*I recommend parchment cupcake liners or silicone muffin liners for all cupcakes made with coconut flour and I know some people also grease the liners.
Ingredients (makes 8 cupcakes):
- 1/2 cup coconut flour
- 1/4 teaspoon baking soda
- 1/4 teaspoon sea salt
- 4 large eggs
- 1/3 cup oil (olive oil or other oil, or melted unsalted butter, ghee, coconut oil)
- 1/2 cup honey or maple syrup
- 2 tablespoons coconut milk or other milk
- 1 tablespoon vanilla extract
- seeds from one vanilla bean (optional)
- Preheat your oven to 350°F (175°C)
- Combine all the dry in ingredients, except for the vanilla seeds, and blend well.
- Add the wet ingredients to the dry ingredients and use a mixer to blend well.
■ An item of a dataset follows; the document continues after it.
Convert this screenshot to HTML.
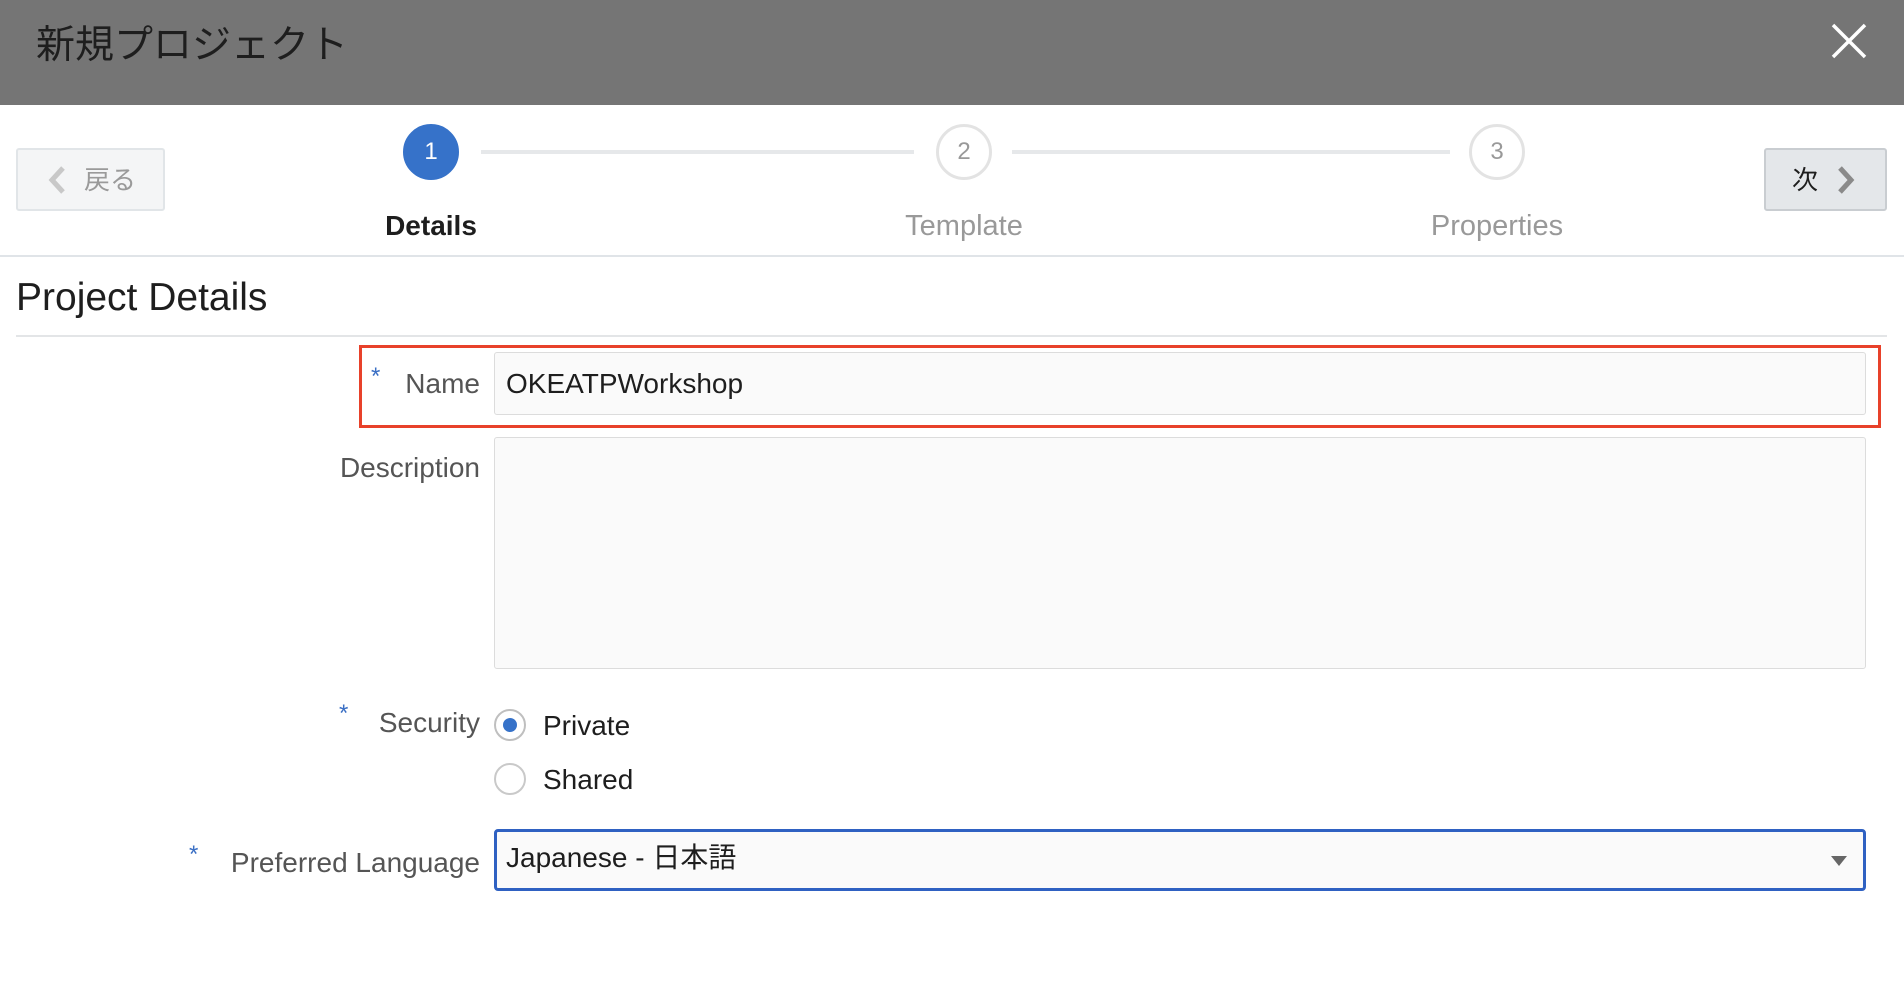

You can use a food processor, hand or standing mixer to get it well-blended. Let the batter sit for a few minutes and mix once more. Optionally, add the vanilla beans and blend well.
- Fill cupcake liners about 3/4 of the way with batter.
- Bake for about 20 minutes or until a toothpick inserted in the center of a cupcake comes out clean.
- Cool and then frost.
- Store covered for a few days at room temperature, or the refrigerator for a few weeks, or freeze for a few months.
The best part about buttercream frosting is you can add anything to it for fun flavors- chocolate, fruit puree, fruit peel zest, peanut butter, really anything goes.
- 4 tablespoons of butter (at room temperature)
- 4 tablespoons of shortening
- 5 tablespoons of maple syrup or honey
- 1 teaspoon of vanilla
Mix or whisk the ingredients together until creamy and well-blended. Store in the refrigerator and use at room temperature. I use a mixer.